Required work: Without the pictures, please reproduce only the lines from the one with "What React, TypeScript" through the one with "type Cell = [number, number, number, number, string];", both included.

::::

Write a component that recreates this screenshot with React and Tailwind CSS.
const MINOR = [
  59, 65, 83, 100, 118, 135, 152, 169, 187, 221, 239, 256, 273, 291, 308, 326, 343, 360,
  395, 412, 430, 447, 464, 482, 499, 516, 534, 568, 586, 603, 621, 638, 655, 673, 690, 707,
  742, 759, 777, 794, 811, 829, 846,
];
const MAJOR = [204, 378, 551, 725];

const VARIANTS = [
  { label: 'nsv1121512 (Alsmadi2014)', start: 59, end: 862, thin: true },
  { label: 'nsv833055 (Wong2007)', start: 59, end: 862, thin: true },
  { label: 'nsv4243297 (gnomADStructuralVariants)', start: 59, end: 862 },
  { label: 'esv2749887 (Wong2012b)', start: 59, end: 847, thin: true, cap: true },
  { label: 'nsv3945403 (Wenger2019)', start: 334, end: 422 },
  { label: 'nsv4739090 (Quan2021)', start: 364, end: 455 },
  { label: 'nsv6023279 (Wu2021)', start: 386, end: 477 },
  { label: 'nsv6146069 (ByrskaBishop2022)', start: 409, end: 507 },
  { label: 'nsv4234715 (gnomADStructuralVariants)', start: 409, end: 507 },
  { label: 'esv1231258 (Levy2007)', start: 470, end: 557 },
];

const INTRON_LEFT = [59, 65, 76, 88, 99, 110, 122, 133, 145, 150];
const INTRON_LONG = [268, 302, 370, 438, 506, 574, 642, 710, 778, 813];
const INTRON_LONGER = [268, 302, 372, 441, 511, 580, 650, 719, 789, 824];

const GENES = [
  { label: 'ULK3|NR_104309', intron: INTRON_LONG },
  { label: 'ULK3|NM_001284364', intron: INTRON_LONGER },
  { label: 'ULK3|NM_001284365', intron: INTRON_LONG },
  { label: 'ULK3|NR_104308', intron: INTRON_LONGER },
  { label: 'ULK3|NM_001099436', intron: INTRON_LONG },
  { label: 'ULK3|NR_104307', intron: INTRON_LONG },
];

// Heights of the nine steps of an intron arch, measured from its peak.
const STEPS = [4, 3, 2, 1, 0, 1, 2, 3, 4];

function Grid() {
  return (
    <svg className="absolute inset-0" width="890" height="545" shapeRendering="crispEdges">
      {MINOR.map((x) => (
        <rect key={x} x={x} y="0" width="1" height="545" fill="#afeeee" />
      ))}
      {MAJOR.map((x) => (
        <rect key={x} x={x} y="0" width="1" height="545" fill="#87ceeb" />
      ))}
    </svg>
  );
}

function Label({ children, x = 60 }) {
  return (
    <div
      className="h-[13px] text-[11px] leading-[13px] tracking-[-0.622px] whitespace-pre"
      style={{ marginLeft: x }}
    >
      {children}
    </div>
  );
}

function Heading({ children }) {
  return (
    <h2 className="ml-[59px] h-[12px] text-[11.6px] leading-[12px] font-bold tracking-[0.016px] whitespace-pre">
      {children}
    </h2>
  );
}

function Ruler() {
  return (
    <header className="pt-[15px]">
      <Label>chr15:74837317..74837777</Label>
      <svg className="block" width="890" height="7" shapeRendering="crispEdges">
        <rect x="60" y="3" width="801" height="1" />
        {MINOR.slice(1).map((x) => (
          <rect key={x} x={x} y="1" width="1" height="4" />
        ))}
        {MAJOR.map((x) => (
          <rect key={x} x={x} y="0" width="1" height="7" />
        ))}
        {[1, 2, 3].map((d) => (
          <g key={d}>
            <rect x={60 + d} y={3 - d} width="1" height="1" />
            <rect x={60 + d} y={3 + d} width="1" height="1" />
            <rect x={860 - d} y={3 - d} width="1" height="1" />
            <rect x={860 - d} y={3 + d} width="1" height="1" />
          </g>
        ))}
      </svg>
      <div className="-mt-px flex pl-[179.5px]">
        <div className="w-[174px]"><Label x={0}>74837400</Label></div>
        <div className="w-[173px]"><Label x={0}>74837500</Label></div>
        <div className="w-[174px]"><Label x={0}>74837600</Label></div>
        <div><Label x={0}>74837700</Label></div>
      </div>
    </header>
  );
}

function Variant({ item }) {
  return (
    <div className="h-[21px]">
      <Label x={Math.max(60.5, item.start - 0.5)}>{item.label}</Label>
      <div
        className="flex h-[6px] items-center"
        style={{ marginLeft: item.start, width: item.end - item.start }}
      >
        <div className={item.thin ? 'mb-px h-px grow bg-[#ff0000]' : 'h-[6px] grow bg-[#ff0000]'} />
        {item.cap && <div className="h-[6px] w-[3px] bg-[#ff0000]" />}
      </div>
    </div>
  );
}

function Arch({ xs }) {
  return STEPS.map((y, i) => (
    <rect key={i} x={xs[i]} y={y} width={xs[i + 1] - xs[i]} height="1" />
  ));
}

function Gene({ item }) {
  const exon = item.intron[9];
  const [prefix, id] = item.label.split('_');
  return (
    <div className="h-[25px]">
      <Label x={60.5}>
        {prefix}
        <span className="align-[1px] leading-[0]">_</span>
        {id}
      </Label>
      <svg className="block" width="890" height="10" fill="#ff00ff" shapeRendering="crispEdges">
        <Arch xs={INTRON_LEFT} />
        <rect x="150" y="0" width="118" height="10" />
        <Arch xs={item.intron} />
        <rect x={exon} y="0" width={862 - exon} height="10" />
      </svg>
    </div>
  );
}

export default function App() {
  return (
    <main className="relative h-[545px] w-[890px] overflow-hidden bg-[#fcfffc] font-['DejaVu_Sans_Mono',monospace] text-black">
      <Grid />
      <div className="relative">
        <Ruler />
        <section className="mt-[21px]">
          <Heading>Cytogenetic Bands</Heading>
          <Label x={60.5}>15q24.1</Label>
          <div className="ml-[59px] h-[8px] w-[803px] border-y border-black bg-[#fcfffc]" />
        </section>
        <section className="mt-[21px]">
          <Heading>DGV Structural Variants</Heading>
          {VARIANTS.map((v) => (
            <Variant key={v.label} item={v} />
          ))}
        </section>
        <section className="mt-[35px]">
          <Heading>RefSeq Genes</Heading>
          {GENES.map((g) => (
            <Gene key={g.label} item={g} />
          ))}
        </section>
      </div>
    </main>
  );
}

::::

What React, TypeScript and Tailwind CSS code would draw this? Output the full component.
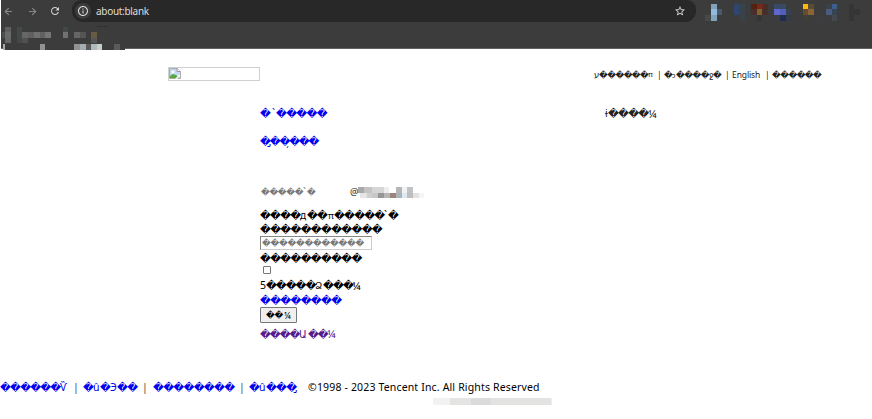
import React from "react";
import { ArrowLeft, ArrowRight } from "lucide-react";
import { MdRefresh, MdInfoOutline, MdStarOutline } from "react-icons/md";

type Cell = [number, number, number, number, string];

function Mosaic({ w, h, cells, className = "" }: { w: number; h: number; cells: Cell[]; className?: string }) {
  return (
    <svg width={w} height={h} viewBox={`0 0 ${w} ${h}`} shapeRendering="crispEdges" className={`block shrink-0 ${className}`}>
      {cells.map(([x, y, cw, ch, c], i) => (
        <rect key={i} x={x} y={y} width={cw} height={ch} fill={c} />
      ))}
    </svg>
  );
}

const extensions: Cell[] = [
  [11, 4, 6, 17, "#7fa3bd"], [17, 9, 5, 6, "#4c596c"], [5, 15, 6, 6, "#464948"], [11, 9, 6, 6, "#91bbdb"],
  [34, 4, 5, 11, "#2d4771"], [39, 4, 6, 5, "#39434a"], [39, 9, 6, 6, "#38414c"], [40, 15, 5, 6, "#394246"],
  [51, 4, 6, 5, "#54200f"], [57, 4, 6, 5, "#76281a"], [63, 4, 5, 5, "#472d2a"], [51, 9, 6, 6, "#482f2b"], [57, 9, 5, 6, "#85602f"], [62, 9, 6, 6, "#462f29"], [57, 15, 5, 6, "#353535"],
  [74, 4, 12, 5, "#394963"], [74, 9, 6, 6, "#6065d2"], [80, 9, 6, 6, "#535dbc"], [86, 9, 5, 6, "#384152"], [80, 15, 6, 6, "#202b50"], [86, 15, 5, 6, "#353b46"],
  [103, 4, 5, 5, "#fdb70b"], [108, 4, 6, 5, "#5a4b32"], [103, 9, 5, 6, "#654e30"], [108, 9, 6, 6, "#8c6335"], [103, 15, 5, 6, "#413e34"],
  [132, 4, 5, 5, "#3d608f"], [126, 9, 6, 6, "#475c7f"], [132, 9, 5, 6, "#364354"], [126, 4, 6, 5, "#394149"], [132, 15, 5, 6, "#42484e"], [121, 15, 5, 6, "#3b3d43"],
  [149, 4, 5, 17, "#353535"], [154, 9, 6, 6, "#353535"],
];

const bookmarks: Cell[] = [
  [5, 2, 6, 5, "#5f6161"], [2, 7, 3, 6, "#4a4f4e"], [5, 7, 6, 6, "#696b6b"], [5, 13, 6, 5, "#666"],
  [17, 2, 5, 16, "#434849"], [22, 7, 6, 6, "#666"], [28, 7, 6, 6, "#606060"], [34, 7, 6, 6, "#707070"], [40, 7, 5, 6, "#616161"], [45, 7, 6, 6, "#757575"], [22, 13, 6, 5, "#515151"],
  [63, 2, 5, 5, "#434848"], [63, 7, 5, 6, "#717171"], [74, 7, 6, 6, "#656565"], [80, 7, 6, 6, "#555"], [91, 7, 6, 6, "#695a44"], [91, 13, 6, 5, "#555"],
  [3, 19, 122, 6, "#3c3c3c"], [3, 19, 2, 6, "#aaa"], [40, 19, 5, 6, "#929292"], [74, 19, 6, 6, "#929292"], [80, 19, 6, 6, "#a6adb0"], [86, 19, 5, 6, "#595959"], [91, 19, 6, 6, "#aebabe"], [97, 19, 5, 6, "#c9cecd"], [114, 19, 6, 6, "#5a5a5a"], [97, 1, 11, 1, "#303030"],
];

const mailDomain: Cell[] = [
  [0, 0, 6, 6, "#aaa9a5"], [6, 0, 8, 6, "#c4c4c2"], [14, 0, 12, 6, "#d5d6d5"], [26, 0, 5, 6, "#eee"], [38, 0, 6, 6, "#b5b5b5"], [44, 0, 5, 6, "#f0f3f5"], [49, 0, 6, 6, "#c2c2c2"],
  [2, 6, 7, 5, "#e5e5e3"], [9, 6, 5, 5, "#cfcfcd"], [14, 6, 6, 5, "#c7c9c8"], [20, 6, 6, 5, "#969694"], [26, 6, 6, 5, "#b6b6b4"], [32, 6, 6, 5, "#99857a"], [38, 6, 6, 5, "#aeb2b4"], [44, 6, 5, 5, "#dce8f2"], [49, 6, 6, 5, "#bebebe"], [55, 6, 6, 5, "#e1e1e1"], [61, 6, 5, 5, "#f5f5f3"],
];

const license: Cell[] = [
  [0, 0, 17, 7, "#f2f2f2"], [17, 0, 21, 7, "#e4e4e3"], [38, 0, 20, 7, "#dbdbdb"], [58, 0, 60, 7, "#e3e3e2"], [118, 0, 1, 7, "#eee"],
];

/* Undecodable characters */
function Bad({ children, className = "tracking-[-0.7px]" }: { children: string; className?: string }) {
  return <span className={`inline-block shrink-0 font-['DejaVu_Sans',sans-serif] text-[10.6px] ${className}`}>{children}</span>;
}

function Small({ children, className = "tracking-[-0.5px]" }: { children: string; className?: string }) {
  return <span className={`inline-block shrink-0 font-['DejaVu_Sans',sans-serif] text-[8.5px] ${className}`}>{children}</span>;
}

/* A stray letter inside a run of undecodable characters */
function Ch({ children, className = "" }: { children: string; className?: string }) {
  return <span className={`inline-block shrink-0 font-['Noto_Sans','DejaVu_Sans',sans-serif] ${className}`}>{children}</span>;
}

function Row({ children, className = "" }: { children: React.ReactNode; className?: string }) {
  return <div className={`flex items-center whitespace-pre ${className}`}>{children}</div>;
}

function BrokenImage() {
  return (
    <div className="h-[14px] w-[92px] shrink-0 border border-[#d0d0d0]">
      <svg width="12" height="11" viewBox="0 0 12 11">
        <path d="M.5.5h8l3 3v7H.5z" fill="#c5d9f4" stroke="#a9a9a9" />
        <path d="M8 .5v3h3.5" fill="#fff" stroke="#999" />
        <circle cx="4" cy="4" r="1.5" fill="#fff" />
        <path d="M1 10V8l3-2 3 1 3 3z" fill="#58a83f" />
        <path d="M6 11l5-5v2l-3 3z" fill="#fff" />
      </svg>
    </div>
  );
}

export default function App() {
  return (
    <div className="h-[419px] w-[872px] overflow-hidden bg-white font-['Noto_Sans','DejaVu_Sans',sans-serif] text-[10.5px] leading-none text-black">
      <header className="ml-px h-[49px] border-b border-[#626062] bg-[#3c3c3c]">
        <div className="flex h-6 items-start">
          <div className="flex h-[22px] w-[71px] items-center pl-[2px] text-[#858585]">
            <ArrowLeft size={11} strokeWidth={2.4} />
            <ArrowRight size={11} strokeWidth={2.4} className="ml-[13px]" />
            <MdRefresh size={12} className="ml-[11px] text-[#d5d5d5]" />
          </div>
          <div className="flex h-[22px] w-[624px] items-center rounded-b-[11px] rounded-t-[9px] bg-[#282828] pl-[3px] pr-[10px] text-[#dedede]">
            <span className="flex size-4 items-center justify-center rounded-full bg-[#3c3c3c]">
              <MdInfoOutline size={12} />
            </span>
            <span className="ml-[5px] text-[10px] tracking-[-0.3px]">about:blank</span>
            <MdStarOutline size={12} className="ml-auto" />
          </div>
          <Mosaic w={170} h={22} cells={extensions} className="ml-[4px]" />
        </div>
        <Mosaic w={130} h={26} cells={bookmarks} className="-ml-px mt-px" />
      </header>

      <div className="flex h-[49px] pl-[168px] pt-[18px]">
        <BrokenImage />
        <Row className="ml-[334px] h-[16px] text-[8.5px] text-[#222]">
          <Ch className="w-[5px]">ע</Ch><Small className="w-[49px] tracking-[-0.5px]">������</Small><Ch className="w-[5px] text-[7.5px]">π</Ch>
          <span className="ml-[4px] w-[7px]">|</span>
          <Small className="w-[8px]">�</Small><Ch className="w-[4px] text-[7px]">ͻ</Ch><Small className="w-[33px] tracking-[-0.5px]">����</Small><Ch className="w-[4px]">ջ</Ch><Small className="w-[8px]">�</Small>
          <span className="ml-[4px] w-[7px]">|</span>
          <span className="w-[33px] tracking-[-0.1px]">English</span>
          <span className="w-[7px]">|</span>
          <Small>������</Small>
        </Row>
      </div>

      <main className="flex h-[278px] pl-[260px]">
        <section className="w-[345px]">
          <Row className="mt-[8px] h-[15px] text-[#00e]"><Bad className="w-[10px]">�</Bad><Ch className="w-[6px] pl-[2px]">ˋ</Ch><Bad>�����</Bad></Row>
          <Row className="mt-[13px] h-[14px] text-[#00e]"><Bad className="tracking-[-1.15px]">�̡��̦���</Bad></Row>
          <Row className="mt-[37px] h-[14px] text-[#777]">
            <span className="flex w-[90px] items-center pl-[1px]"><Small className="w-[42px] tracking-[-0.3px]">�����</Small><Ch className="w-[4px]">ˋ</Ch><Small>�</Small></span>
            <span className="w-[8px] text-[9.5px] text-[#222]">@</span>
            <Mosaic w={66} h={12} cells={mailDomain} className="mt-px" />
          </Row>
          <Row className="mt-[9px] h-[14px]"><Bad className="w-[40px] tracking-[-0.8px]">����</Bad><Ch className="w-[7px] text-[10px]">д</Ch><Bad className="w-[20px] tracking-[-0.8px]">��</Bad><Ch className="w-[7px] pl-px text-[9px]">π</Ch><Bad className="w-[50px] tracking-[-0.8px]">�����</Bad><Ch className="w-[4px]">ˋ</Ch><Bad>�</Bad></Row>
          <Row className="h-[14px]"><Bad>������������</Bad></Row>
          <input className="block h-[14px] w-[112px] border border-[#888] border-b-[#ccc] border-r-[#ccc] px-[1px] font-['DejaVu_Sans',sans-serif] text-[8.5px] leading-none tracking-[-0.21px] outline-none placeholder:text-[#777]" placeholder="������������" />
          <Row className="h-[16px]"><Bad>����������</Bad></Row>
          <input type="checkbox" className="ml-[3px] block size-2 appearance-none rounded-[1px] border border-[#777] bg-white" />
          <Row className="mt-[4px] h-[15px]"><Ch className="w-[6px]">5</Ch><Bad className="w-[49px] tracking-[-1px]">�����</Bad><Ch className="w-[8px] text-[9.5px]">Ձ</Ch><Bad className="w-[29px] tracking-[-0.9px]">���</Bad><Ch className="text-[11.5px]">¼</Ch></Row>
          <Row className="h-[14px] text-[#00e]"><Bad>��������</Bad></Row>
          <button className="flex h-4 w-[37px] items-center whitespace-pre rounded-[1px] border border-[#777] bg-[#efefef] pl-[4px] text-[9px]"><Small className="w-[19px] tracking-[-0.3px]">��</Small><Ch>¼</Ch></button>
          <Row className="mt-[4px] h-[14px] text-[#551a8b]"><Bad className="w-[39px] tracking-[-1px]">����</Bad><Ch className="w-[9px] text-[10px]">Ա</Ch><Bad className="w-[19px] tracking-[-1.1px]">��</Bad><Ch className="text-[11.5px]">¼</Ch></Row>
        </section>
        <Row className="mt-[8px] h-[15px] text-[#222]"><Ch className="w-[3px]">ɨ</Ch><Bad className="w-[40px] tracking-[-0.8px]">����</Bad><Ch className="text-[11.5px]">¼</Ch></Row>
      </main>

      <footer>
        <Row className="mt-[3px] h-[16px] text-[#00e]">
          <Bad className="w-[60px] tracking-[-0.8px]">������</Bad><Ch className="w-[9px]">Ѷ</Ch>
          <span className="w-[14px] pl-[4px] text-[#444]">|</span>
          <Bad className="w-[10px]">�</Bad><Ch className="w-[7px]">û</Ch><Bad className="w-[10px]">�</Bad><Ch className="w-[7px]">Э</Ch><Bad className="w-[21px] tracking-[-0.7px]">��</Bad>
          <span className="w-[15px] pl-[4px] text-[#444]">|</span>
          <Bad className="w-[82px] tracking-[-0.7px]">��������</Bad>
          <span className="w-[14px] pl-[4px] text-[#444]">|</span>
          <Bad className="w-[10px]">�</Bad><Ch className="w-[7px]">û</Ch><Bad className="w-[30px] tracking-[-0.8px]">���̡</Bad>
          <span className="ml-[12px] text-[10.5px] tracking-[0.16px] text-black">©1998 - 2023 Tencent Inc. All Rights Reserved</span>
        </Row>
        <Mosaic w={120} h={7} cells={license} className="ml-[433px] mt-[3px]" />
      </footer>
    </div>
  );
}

::::

Exercise solution:
What React, TypeScript and Tailwind CSS code would draw this? Output the full component.
import React from "react";
import { ArrowLeft, ArrowRight } from "lucide-react";
import { MdRefresh, MdInfoOutline, MdStarOutline } from "react-icons/md";

type Cell = [number, number, number, number, string];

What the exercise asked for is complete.